Toplumlar yüzyıllar boyu maddi ve manevi alanda çok değerli eserler üretmişlerdir. Bu eserler gelecek kuşaklara dil sayesinde aktarılır. Örneğin İslâmiyet’ten önceki döneme ait destan, koşuk, sağu, savlar, Orhun Yazıtları, Dede Korkut Hikâyeleri, Yunus Emre'nin şiirleri dil sayesinde günümüze dek yaşamışlardır. Günümüz gençleri o eserleri okuyarak o dönemle ilgili bilgi sahibi olabilirler. Bu bilgilenme dil sayesinde olmaktadır. Bu bakımdan dil önemli bir kültür taşıyıcısıdır.

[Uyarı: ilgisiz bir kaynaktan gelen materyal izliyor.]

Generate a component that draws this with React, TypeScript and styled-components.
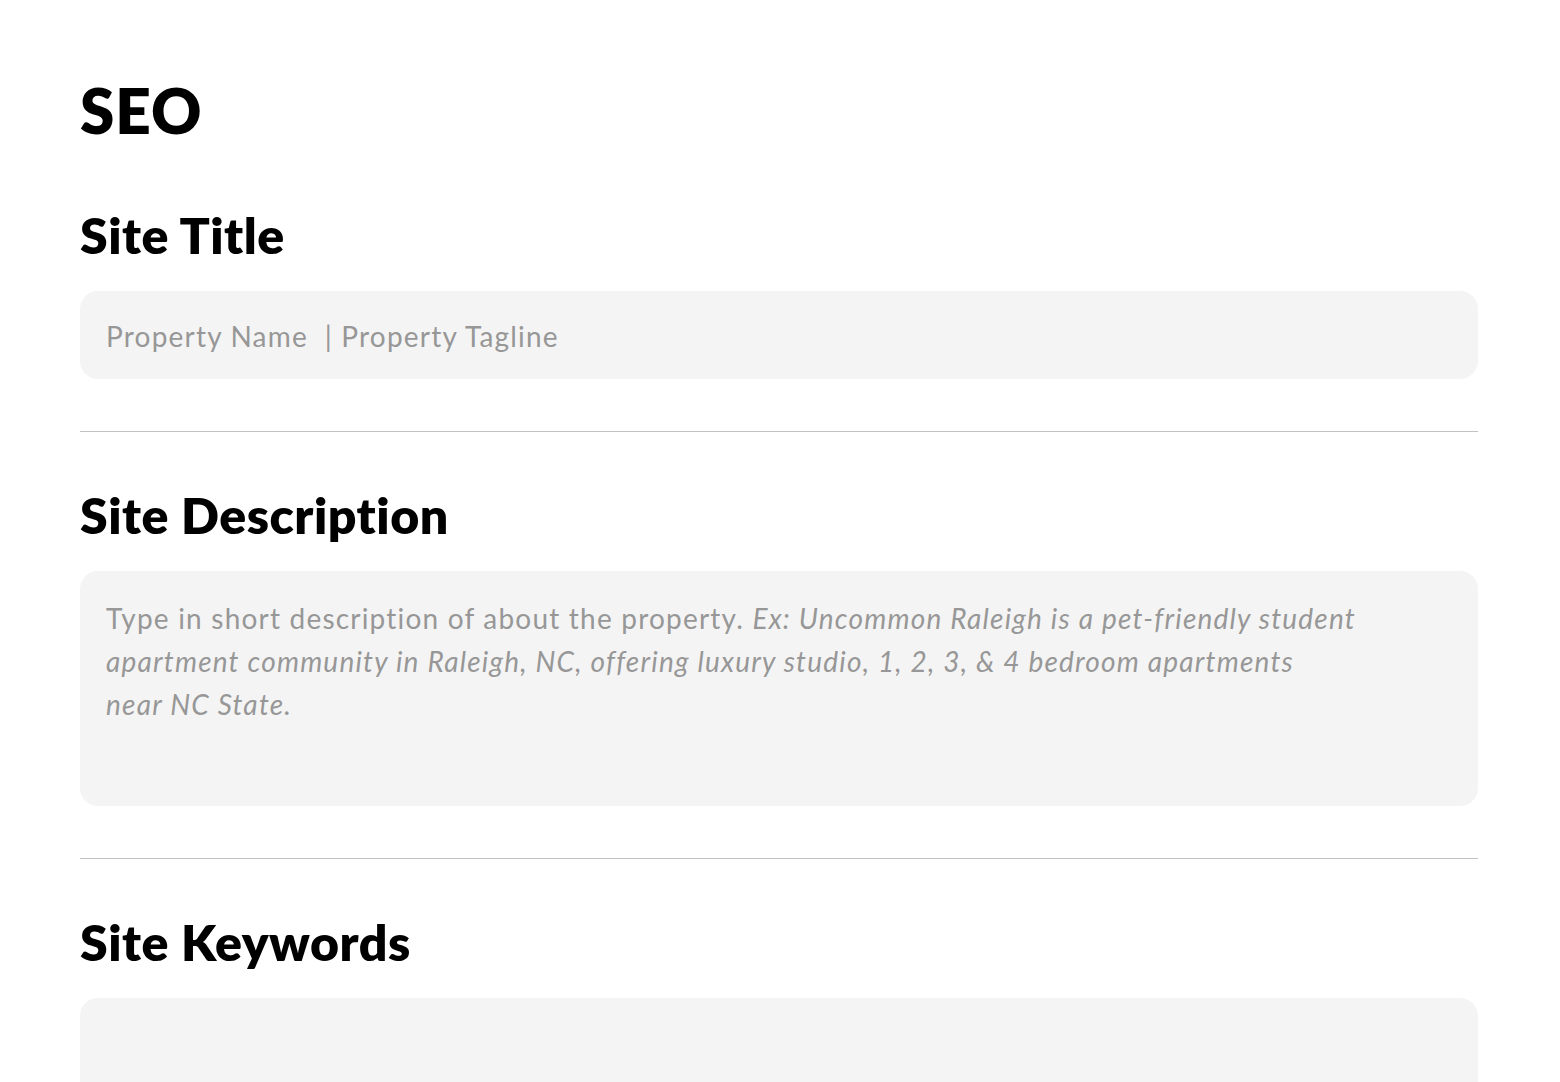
import React from "react";
import styled, { createGlobalStyle } from "styled-components";

const Global = createGlobalStyle`
  html, body { margin: 0; padding: 0; background: #ffffff; }
  body { font-family: Lato, "Noto Sans", "Liberation Sans", sans-serif; color: #000; }
  * { box-sizing: border-box; }
`;

const Page = styled.main`
  display: flex;
  flex-direction: column;
  padding: 72px 82px 0 80px;
  height: 1082px;
  overflow: hidden;
`;

const PageTitle = styled.h1`
  margin: 0 0 57px 0;
  font-size: 62px;
  line-height: 76px;
  font-weight: 800;
  letter-spacing: 1px;
`;

const Section = styled.section`
  display: flex;
  flex-direction: column;
`;

const SectionTitle = styled.h2`
  margin: 0 0 26px 0;
  font-size: 50px;
  line-height: 60px;
  font-weight: 800;
  letter-spacing: 0.5px;
`;

const Field = styled.div<{ $height: number }>`
  background: #f4f4f4;
  border-radius: 18px;
  height: ${(p) => p.$height}px;
  padding: 26px 26px;
  font-size: 28px;
  line-height: 43px;
  letter-spacing: 1.2px;
  color: #979797;
`;

const SingleField = styled(Field)`
  display: flex;
  align-items: center;
  padding-top: 2px;
  padding-bottom: 0;
`;

const Example = styled.em`
  font-style: italic;
`;

const Divider = styled.hr`
  border: none;
  border-top: 1.5px solid #c2c2c2;
  margin: 52px 0 53px 0;
`;

export default function App() {
  return (
    <>
      <Global />
      <Page>
        <PageTitle>SEO</PageTitle>
        <Section>
          <SectionTitle>Site Title</SectionTitle>
          <SingleField $height={88}>Property Name&nbsp; | Property Tagline</SingleField>
        </Section>
        <Divider />
        <Section>
          <SectionTitle>Site Description</SectionTitle>
          <Field $height={235}>
            Type in short description of about the property.{" "}
            <Example>
              Ex: Uncommon Raleigh is a pet-friendly student
              <br />
              apartment community in Raleigh, NC, offering luxury studio, 1, 2, 3, &amp; 4 bedroom apartments
              <br />
              near NC State.
            </Example>
          </Field>
        </Section>
        <Divider />
        <Section>
          <SectionTitle>Site Keywords</SectionTitle>
          <Field $height={200} />
        </Section>
      </Page>
    </>
  );
}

Dil ve kültürün ortak yanları aşağıdaki gibidir:
- Dil ve kültür geçmiş ile gelecek arasında bir köprü vazifesi görür.
- Bir toplumun oluşmasında ve ayakta kalmasında ortak dil ve kültürün önemli bir payı vardır.
- Kültür ve dil bir toplumun yaşayış biçiminden önemli izler taşır.
- Kültür ve dil bir milletin en önemli ortak özelliklerinden-dir.
- Lehçe: Bir dilin tarih içerisinde bilinmeyen bir dönemde kendinden ayrılmış olup büyük farklılıklar gösteren kollarına denir. Çuvaşça, Yakutça gibi.
- Şive: Bir dilin bilinen tarihi seyri içinde kendinden ayrılmış olup bazı farklılıklar gösteren kollarına denir. Kırgızca, Kazakça ve Azerice gibi.
- Ağız: Bir ülke içinde aynı dilin farklı konuşma şekillerine denir. Yörelere göre söyleyiş farklılıkları vardır ama yazılış aynıdır. Karadeniz ağzı ve Ege ağzı gibi.
Konuşma ve yazı dili
Kelime dağarcığı yazı diline göre sınırlı olan ve günlük hayatta kullanılan doğal dile konuşma dili denir. Bir ülkede resmi dil olarak kabul edilen ve her alanda aynı kurallarla kullanılan dile ise yazı dili denir. Her ikisi arasındaki fark aşağıdaki gibidir:
- Bir ülkede bir yazı dili varken birden fazla konuşma dili vardır.
- Konuşma dili doğaldır yazı dili yapma bir dildir.
- Yazı dilinde kurallar varken konuşma dilinde yoktur.
- Yazı dilinin kullanım sahası konuşma diline göre daha geniştir.
- Konuşma dili günlük hayatta farklılık gösterirken yazı dili göstermez.
Argo, bir dil içinde belli bir grubun sözcüklere yeni anlamlar vererek kullanmasıyla oluşan konuşma şekline denir. Bu sözcükler ancak bu grup içinde kullanılır ve bu gruba dahil olan kişiler anlamlarını bilebilir. Argo günlük hayatta ve edebiyatta bir malzeme olarak kullanılabilir.